Brazil's sports ministry compelled the country's anti-doping agency to cease testing team members, claiming the measure was a result of WADA's decision to suspend Rio's anti-doping laboratory and that the nearest official labs in Cuba, Mexico and Colombia were unable to step in.
However, WADA has called the lack of testing, which the sports ministry stated was from July 1-24th, 'unacceptable'.
"The response WADA received was unsatisfactory and the situation was unacceptable," a WADA spokesman said.
"We informed the (International Olympic Committee's) pre-Olympic Games Task Force and immediately requested that they up the number of tests in order to prevent any further gaps in the process.
"At a time when the integrity of sport is on the line, it is vital that effective, rigorous testing is in place across the world so that the athletes and public have full confidence in sport."
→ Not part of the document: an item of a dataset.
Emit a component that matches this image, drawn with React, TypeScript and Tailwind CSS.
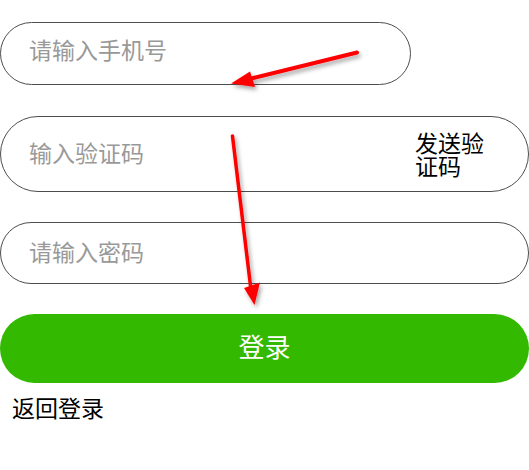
import React from "react";

export default function App() {
  const font = { fontFamily: '"Noto Sans CJK SC", "Noto Sans", sans-serif' };
  return (
    <div className="relative w-[529px] h-[470px] overflow-hidden bg-white" style={font}>
      <div className="flex flex-col pt-[22px]">
        <div className="w-[411px] h-[63px] box-border rounded-full border border-[#4d4d4d] flex items-center pl-[28px] pb-[8px]">
          <input
            className="w-full bg-transparent outline-none text-[23px] text-black placeholder:text-[#999]"
            placeholder="请输入手机号"
          />
        </div>
        <div className="mt-[31px] w-[529px] h-[76px] box-border rounded-full border border-[#4d4d4d] flex items-center pl-[28px]">
          <input
            className="flex-1 min-w-0 bg-transparent outline-none text-[23px] text-black placeholder:text-[#999] mb-[4px]"
            placeholder="输入验证码"
          />
          <button className="w-[72px] mr-[41px] text-left text-[23px] leading-[23px] text-black">
            发送验证码
          </button>
        </div>
        <div className="mt-[30px] w-[529px] h-[62px] box-border rounded-full border border-[#4d4d4d] flex items-center pl-[28px] pb-[4px]">
          <input
            type="password"
            className="w-full bg-transparent outline-none text-[23px] text-black placeholder:text-[#999]"
            placeholder="请输入密码"
          />
        </div>
        <button className="mt-[30px] w-[529px] h-[69px] rounded-full bg-[#33b900] text-white text-[26px] flex items-center justify-center pb-[6px]">
          登录
        </button>
        <div className="mt-[9px] pl-[12px] text-[23px] leading-[30px] text-black">返回登录</div>
      </div>
      <svg className="absolute inset-0 pointer-events-none" width="529" height="470" viewBox="0 0 529 470">
        <defs>
          <filter id="sh" x="-20%" y="-20%" width="140%" height="140%">
            <feDropShadow dx="2" dy="3" stdDeviation="2" floodColor="#000" floodOpacity="0.35" />
          </filter>
        </defs>
        <g filter="url(#sh)" fill="#ff0000" stroke="#ff0000" strokeLinecap="round">
          <line x1="357" y1="52.5" x2="245" y2="80" strokeWidth="4" />
          <polygon points="231,83.5 250,71.5 255,87" stroke="none" />
          <line x1="232.5" y1="136" x2="251" y2="290" strokeWidth="3.5" />
          <polygon points="254.5,305 244,288 260,282.5" stroke="none" />
        </g>
      </svg>
    </div>
  );
}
However, according to Professor Luis Horta, a former senior official from Brazil's anti-doping agency, the sports ministry requested they conducted fewer tests.
"The sports ministry and the Olympic committee were putting pressure on us saying we were making too many doping controls on the athletes and this was causing a problem for their training," Horta told The Times.
"We were performing around three a year and in some cases on the best athletes as many as six in the last year.
"They also said we were too strict in the employment of the whereabouts system (that is used to locate athletes for no-notice tests).
"The anti-doping agency's primary objective was for many medals and all of them clean, and that's what's supported by the majority of Brazilians.
"But this goal was not shared by all parties: some just wanted many medals, whether clean or not."